В 1949 году у Вавиловых родилась дочь Римма. Но едва крохе исполнилось четыре месяца, отец ушел из семьи. В хатенке из двух комнат стала властвовать мать мужа, перебравшаяся с супругом и младшим сыном из Пензы. Марию притесняли.
Чтобы прокормить себя и ребенка, она была вынуждена выйти на работу. Преодолев два километра бездорожья, с малышкой на руках, она появилась на пороге фабрики. Начальник цеха пожалела девушку и поспособствовала внеочередному оформлению малютки в детский сад. Спустя некоторое время швеи соберут сумму, достаточную для того, чтобы купить Маше и ее маленькой дочери Римме маленькую хатку. Позже фабрика выделит Марии Вавиловой двухкомнатную квартиру.
Здесь, в Таджикистане, Мария выйдет замуж во второй раз. От второго брака у нее родились дочери Надежда, Ирина и сын Станислав. Супруг, по воспоминаниям Марии Александровны, был очень ревнив. В минуты агрессии он собирал медали, армейские фотографии, письма и нес выбрасывать в арык.
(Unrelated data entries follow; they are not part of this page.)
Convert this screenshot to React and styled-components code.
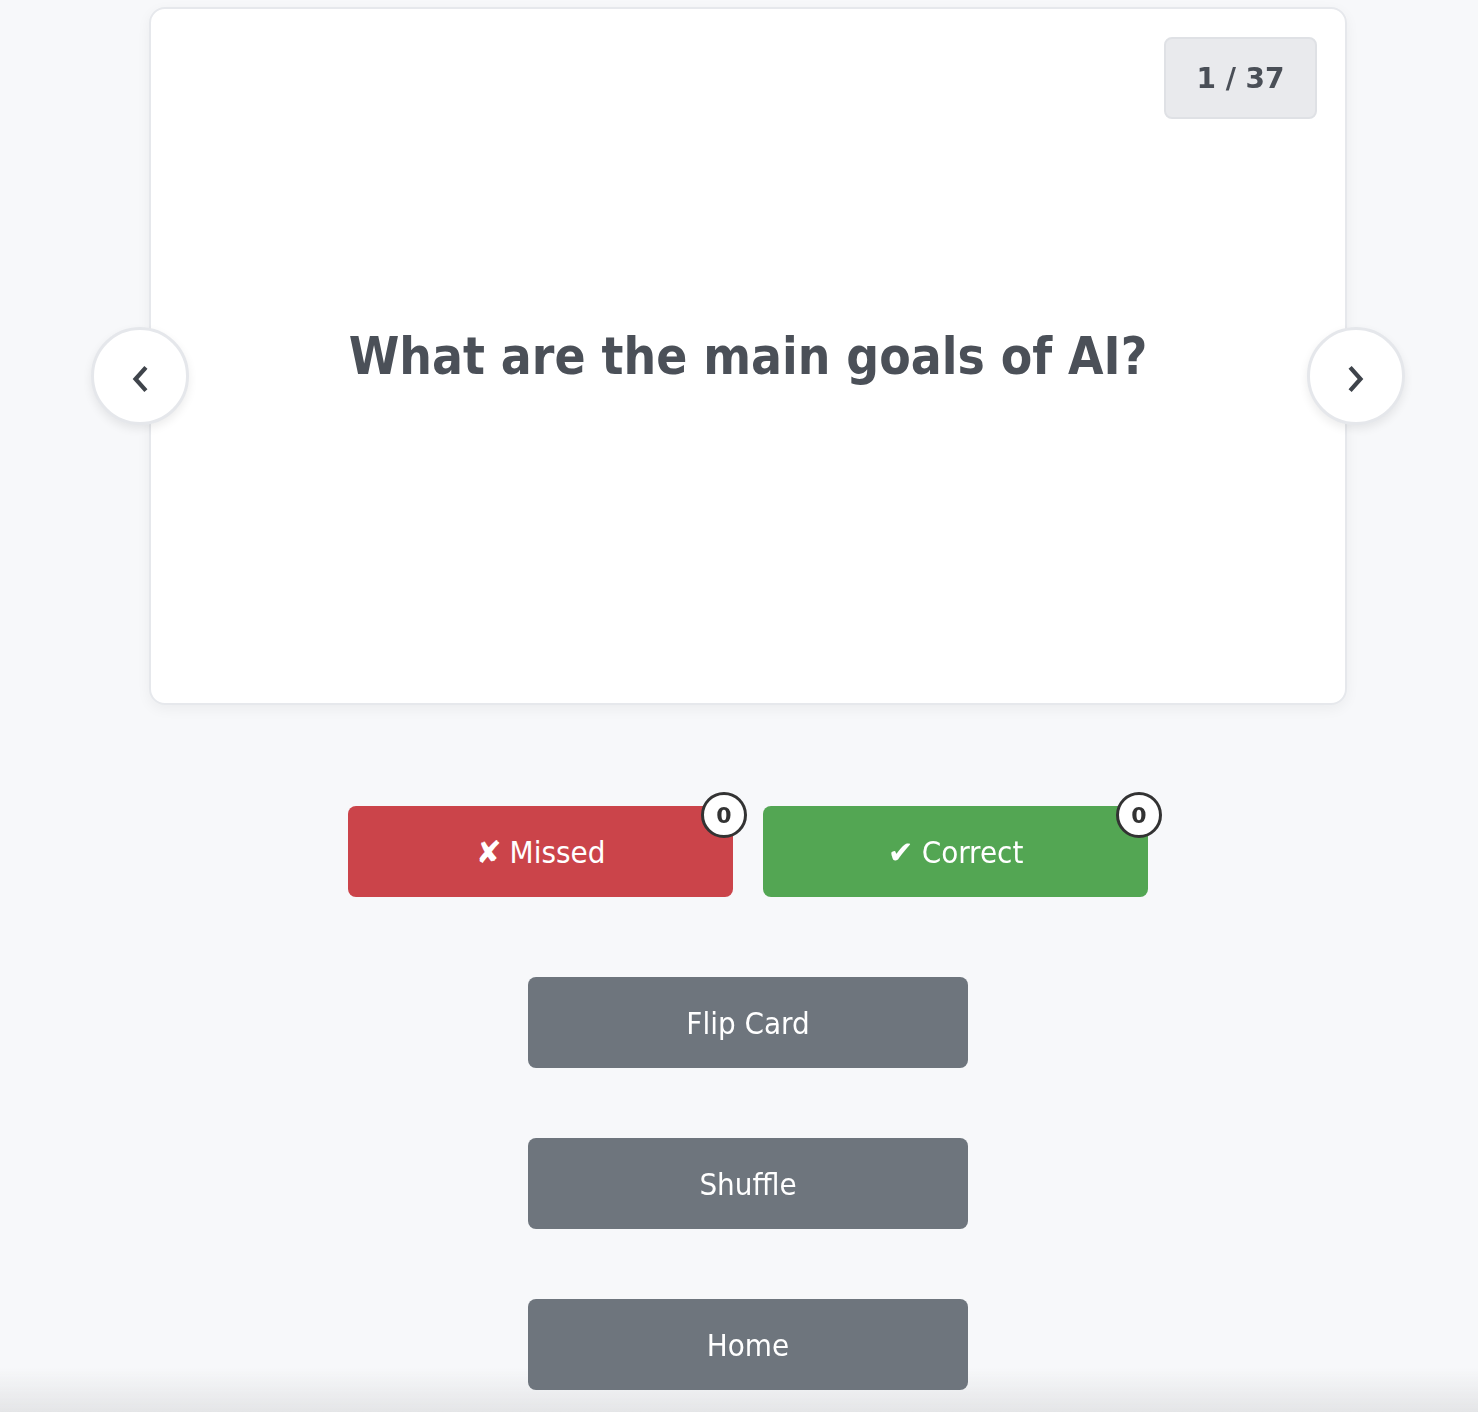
import React from "react";
import styled, { createGlobalStyle } from "styled-components";

const Global = createGlobalStyle`
  html, body { margin: 0; padding: 0; background: #f7f8fa; }
  body { font-family: "DejaVu Sans", Verdana, sans-serif; }
`;

const Page = styled.div`
  position: relative;
  z-index: 1;
  min-height: 1412px;
  box-sizing: border-box;
  padding: 7px 0 0 18px;
  display: flex;
  flex-direction: column;
  align-items: center;
`;

const Stage = styled.div`
  position: relative;
  width: 1198px;
`;

const Card = styled.div`
  box-sizing: border-box;
  height: 698px;
  background: #fff;
  border: 2px solid #e6e8ec;
  border-radius: 16px;
  box-shadow: 0 4px 14px rgba(0, 0, 0, 0.05);
  display: flex;
  align-items: center;
  justify-content: center;
  position: relative;
`;

const Counter = styled.div`
  position: absolute;
  top: 28px;
  right: 28px;
  width: 153px;
  height: 82px;
  box-sizing: border-box;
  background: #e9eaed;
  border: 2px solid #dfe1e5;
  border-radius: 8px;
  display: flex;
  align-items: center;
  justify-content: center;
  font-weight: 700;
  font-size: 28px;
  color: #4a4f57;
`;

const Question = styled.h1`
  margin: 0;
  font-family: "DejaVu Sans Condensed", "DejaVu Sans", sans-serif;
  font-size: 51px;
  font-weight: 700;
  color: #4b5058;
  text-align: center;
`;

const NavButton = styled.button`
  position: absolute;
  top: 320px;
  ${(p) => (p.$side === "left" ? "left: -58px;" : "right: -58px;")}
  width: 98px;
  height: 98px;
  border-radius: 50%;
  background: #fff;
  border: 3px solid #e5e7eb;
  box-shadow: 0 4px 10px rgba(0, 0, 0, 0.08);
  display: flex;
  align-items: center;
  justify-content: center;
  padding: 6px 0 0;
  cursor: pointer;
`;

const ScoreRow = styled.div`
  display: flex;
  gap: 30px;
  margin-top: 101px;
`;

const ScoreButton = styled.button`
  position: relative;
  width: 385px;
  height: 91px;
  border: none;
  border-radius: 8px;
  background: ${(p) => p.$bg};
  color: #fff;
  font-family: "DejaVu Sans Condensed", "DejaVu Sans", sans-serif;
  font-size: 31px;
  display: flex;
  align-items: center;
  justify-content: center;
  gap: 8px;
  cursor: pointer;
`;

const Mark = styled.span`
  font-family: "DejaVu Sans", sans-serif;
  font-size: 31px;
`;

const Badge = styled.span`
  position: absolute;
  top: -14px;
  right: -14px;
  width: 46px;
  height: 46px;
  box-sizing: border-box;
  border-radius: 50%;
  background: #fff;
  border: 3px solid #333;
  color: #333;
  font-family: "DejaVu Sans", sans-serif;
  font-weight: 700;
  font-size: 22px;
  display: flex;
  align-items: center;
  justify-content: center;
`;

const ActionColumn = styled.div`
  display: flex;
  flex-direction: column;
  gap: 70px;
  margin-top: 80px;
`;

const ActionButton = styled.button`
  width: 440px;
  height: 91px;
  border: none;
  border-radius: 8px;
  background: #6e757d;
  color: #fff;
  font-family: "DejaVu Sans Condensed", "DejaVu Sans", sans-serif;
  font-size: 31px;
  cursor: pointer;
`;

const BottomFade = styled.div`
  position: fixed;
  z-index: 0;
  left: 0;
  right: 0;
  bottom: 0;
  height: 44px;
  background: linear-gradient(to bottom, rgba(230, 231, 233, 0), rgba(228, 229, 231, 1));
  pointer-events: none;
`;

const Chevron = ({ dir }) => (
  <svg width="22" height="30" viewBox="0 0 22 30" fill="none">
    <path
      d={dir === "left" ? "M15.5 5 L6.5 15 L15.5 25" : "M6.5 5 L15.5 15 L6.5 25"}
      stroke="#3f444b"
      strokeWidth="4.2"
      strokeLinecap="square"
      strokeLinejoin="miter"
    />
  </svg>
);

export default function App() {
  return (
    <>
      <Global />
      <BottomFade />
      <Page>
        <Stage>
          <Card>
            <Counter>1 / 37</Counter>
            <Question>What are the main goals of AI?</Question>
          </Card>
          <NavButton $side="left" aria-label="Previous">
            <Chevron dir="left" />
          </NavButton>
          <NavButton $side="right" aria-label="Next">
            <Chevron dir="right" />
          </NavButton>
        </Stage>
        <ScoreRow>
          <ScoreButton $bg="#cb444a">
            <Mark>✘</Mark>Missed
            <Badge>0</Badge>
          </ScoreButton>
          <ScoreButton $bg="#53a653">
            <Mark>✔</Mark>Correct
            <Badge>0</Badge>
          </ScoreButton>
        </ScoreRow>
        <ActionColumn>
          <ActionButton>Flip Card</ActionButton>
          <ActionButton>Shuffle</ActionButton>
          <ActionButton>Home</ActionButton>
        </ActionColumn>
      </Page>
    </>
  );
}
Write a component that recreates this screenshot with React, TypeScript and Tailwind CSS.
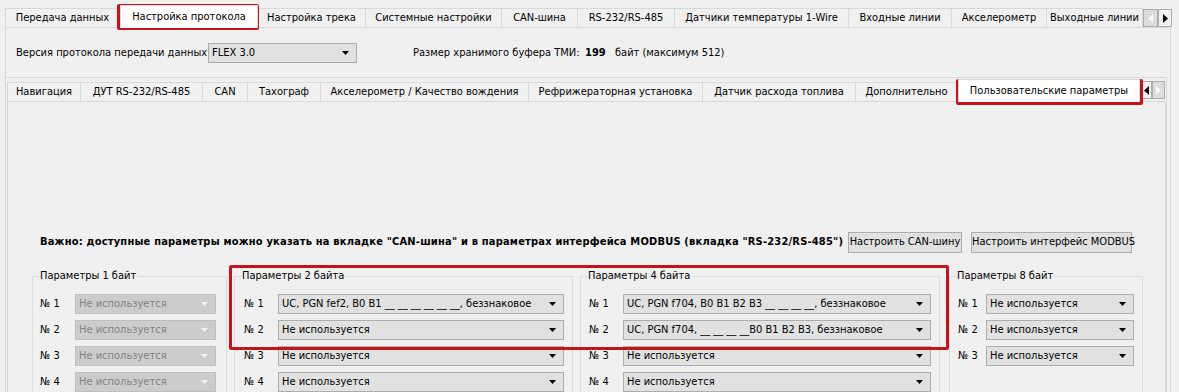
import React from "react";

type TabItem = { label: string; w: string; active?: boolean; first?: boolean };

const topTabs: TabItem[] = [
  { label: "Передача данных", w: "w-[115px]", first: true },
  { label: "Настройка протокола", w: "w-[138px]", active: true },
  { label: "Настройка трека", w: "w-[108px]" },
  { label: "Системные настройки", w: "w-[136px]" },
  { label: "CAN-шина", w: "w-[76px]" },
  { label: "RS-232/RS-485", w: "w-[97px]" },
  { label: "Датчики температуры 1-Wire", w: "w-[174px]" },
  { label: "Входные линии", w: "w-[103px]" },
  { label: "Акселерометр", w: "w-[95px]" },
  { label: "Выходные линии", w: "w-[96px]" },
];

const subTabs: TabItem[] = [
  { label: "Навигация", w: "w-[74px]", first: true },
  { label: "ДУТ RS-232/RS-485", w: "w-[122px]" },
  { label: "CAN", w: "w-[45px]" },
  { label: "Тахограф", w: "w-[73px]" },
  { label: "Акселерометр / Качество вождения", w: "w-[208px]" },
  { label: "Рефрижераторная установка", w: "w-[174px]" },
  { label: "Датчик расхода топлива", w: "w-[153px]" },
  { label: "Дополнительно", w: "w-[102px]" },
  { label: "Пользовательские параметры", w: "w-[182px]", active: true },
];

const Tab = ({ label, w, active, first }: TabItem) =>
  active ? (
    <div
      className={`${w} h-[23px] -mb-px relative z-10 flex items-center justify-center bg-white border border-b-0 border-[#d9d9d9] whitespace-nowrap`}
    >
      {label}
    </div>
  ) : (
    <div
      className={`${w} h-[19px] flex items-center justify-center border-t border-r border-[#d9d9d9] bg-[#f0f0f0] whitespace-nowrap overflow-hidden ${
        first ? "border-l" : ""
      }`}
    >
      {label}
    </div>
  );

const Arrow = ({ dir, enabled, w }: { dir: "left" | "right"; enabled: boolean; w: string }) => (
  <div
    className={`${w} h-[18px] flex items-center justify-center border border-[#adadad] ${
      enabled ? "bg-[#f0f0f0]" : "bg-[#dcdcdc]"
    }`}
  >
    <svg width="5" height="9" viewBox="0 0 5 9">
      {dir === "left" ? (
        <polygon points="5,0 5,9 0,4.5" fill={enabled ? "#000" : "#f7f7f7"} />
      ) : (
        <polygon points="0,0 0,9 5,4.5" fill={enabled ? "#000" : "#f7f7f7"} />
      )}
    </svg>
  </div>
);

const Select = ({
  value,
  w,
  disabled,
}: {
  value: string;
  w: string;
  disabled?: boolean;
}) => (
  <div
    className={`${w} h-[20px] flex items-center justify-between pl-[3px] pr-[7px] border whitespace-nowrap ${
      disabled
        ? "bg-[#cccccc] border-[#bfbfbf] text-[#838383]"
        : "bg-[#e1e1e1] border-[#adadad] text-black"
    }`}
  >
    <span>{value}</span>
    <svg width="7" height="4" viewBox="0 0 7 4">
      <polygon points="0,0 7,0 3.5,4" fill={disabled ? "#f2f2f2" : "#000"} />
    </svg>
  </div>
);

type Group = {
  title: string;
  w: string;
  ml: string;
  pl: string;
  labelW: string;
  selectW: string;
  rows: { value: string; disabled?: boolean }[];
};

const NOT_USED = "Не используется";

const groups: Group[] = [
  {
    title: "Параметры 1 байт",
    w: "w-[195px]",
    ml: "ml-0",
    pl: "pl-[7px]",
    labelW: "w-[35px]",
    selectW: "w-[141px]",
    rows: [1, 2, 3, 4].map(() => ({ value: NOT_USED, disabled: true })),
  },
  {
    title: "Параметры 2 байта",
    w: "w-[339px]",
    ml: "ml-[7px]",
    pl: "pl-[9px]",
    labelW: "w-[34px]",
    selectW: "w-[286px]",
    rows: [
      { value: "UC, PGN fef2, B0 B1 __ __ __ __ __ __, беззнаковое" },
      { value: NOT_USED },
      { value: NOT_USED },
      { value: NOT_USED },
    ],
  },
  {
    title: "Параметры 4 байта",
    w: "w-[360px]",
    ml: "ml-[7px]",
    pl: "pl-[8px]",
    labelW: "w-[34px]",
    selectW: "w-[308px]",
    rows: [
      { value: "UC, PGN f704, B0 B1 B2 B3 __ __ __ __, беззнаковое" },
      { value: "UC, PGN f704, __ __ __ __B0 B1 B2 B3, беззнаковое" },
      { value: NOT_USED },
      { value: NOT_USED },
    ],
  },
  {
    title: "Параметры 8 байт",
    w: "w-[194px]",
    ml: "ml-[9px]",
    pl: "pl-[8px]",
    labelW: "w-[28px]",
    selectW: "w-[148px]",
    rows: [{ value: NOT_USED }, { value: NOT_USED }, { value: NOT_USED }],
  },
];

const GroupBox = ({ g }: { g: Group }) => (
  <fieldset className={`${g.w} ${g.ml} h-[140px] border border-[#dcdcdc]`}>
    <legend className="ml-[6px] px-[1px] h-[14px] leading-[14px] whitespace-nowrap">{g.title}</legend>
    <div className={`${g.pl} pt-[11px] flex flex-col gap-[6px]`}>
      {g.rows.map((r, i) => (
        <div key={i} className="flex items-center">
          <span className={`${g.labelW} whitespace-nowrap`}>№ {i + 1}</span>
          <Select value={r.value} w={g.selectW} disabled={r.disabled} />
        </div>
      ))}
    </div>
  </fieldset>
);

export default function App() {
  return (
    <div className="relative w-[1179px] h-[392px] overflow-hidden bg-[#f0f0f0] text-black text-[11px] font-['DejaVu_Sans_Condensed','DejaVu_Sans',sans-serif]">
      {/* main tabs */}
      <div className="flex items-end h-[27px] pl-[5px]">
        {topTabs.map((t) => (
          <Tab key={t.label} {...t} />
        ))}
        <div className="flex self-end mb-0">
          <Arrow dir="left" enabled={false} w="w-[15px]" />
          <Arrow dir="right" enabled w="w-[14px]" />
        </div>
      </div>

      {/* main tab page */}
      <div className="ml-[5px] w-[1166px] h-[365px] border-t border-l border-r border-[#d9d9d9]">
        <div className="flex items-center pt-[14px] pl-[10px] h-[36px] whitespace-nowrap">
          <span className="w-[192px]">Версия протокола передачи данных</span>
          <Select value="FLEX 3.0" w="w-[149px]" />
          <span className="ml-[56px] w-[172px]">Размер хранимого буфера ТМИ:</span>
          <span className="w-[30px] font-bold">199</span>
          <span>байт (максимум 512)</span>
        </div>

        <div className="mt-[13px] w-[1161px] h-[320px] border-t border-r border-[#d9d9d9]">
          {/* sub tabs */}
          <div className="flex items-end h-[23px] pl-[1px]">
            {subTabs.map((t) => (
              <Tab key={t.label} {...t} />
            ))}
            <div className="flex mb-[2px]">
              <Arrow dir="left" enabled w="w-[12px]" />
              <Arrow dir="right" enabled={false} w="w-[13px]" />
            </div>
          </div>

          <div className="ml-[1px] w-[1159px] h-[300px] border-t border-l border-r border-[#d9d9d9]">
            <div className="flex items-center mt-[130px] pl-[32px] h-[21px] whitespace-nowrap">
              <span className="w-[808px] font-bold tracking-[0.2px]">
                Важно: доступные параметры можно указать на вкладке "CAN-шина" и в параметрах интерфейса MODBUS (вкладка "RS-232/RS-485")
              </span>
              <button className="w-[114px] h-[21px] border border-[#adadad] bg-[#e1e1e1]">Настроить CAN-шину</button>
              <button className="ml-[9px] w-[161px] h-[21px] border border-[#adadad] bg-[#e1e1e1]">
                Настроить интерфейс MODBUS
              </button>
            </div>

            <div className="flex mt-[16px] pl-[24px]">
              {groups.map((g) => (
                <GroupBox key={g.title} g={g} />
              ))}
            </div>
          </div>
        </div>
      </div>

      {/* red highlight frames */}
      <div className="absolute left-[117px] top-[4px] w-[142px] h-[26px] border-[3px] border-[#c4141b] rounded-[2px] pointer-events-none" />
      <div className="absolute left-[956px] top-[79px] w-[187px] h-[26px] border-[3px] border-[#c4141b] rounded-[2px] pointer-events-none" />
      <div className="absolute left-[229px] top-[265px] w-[720px] h-[85px] border-[3px] border-[#c4141b] rounded-[2px] pointer-events-none" />
    </div>
  );
}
— Мы с детьми едва успевали вылавливать памятные моему сердцу вещи. Первым делом старались спасти самое ценное. Не все уцелело, — с сожалением говорит моя собеседница.
В 1976-м, в год 30-летия со Дня Победы, Мария Вавилова получила приглашение в Москву. Тридцать лет пролетели незаметно, но следы времени морщинами отпечатались на лицах однополчан.
— В 45-м я была юной девушкой, а на Красной Площади, в день нашей первой послевоенной встречи, предстала солидной женщиной. Но генерал Шатилов меня узнал — он вспомнил тот памятный день, когда я выпрыгнула из горящего окна с ребенком на руках, — со слезами на глазах вспоминает Мария Александровна.
До 1990 года фронтовые товарищи 150-й стрелковой дивизии встречались еще семь раз. А в тот памятный год Мария Александровна скажет фразу, которая разнесется по центральным газетам. «Мир — это главное», — скажет тогда журналистам Вавилова.
В 1991 году Мария Александровна и ее близкие по приглашению друга семьи Галины Комарь перебрались в гостеприимный кубанский городок Курганинск. Окруженный пшеничными полями и курганами, он утопал в цвету плодовых деревьев и с первого взгляда приглянулся переселенцам. Мария Александровна поселилась на улице с символичным названием — Мира. У забора ее маленького домика, по местной традиции, растет калина, а еще в мае душистыми гроздьями расцветает сирень.
14 апреля Мария Александровна Вавилова отмечает свой 89-й день рождения, а 9 Мая, пристегнув к пиджаку фронтовые награды, придет на Площадь Победы, чтобы почтить память боевых товарищей.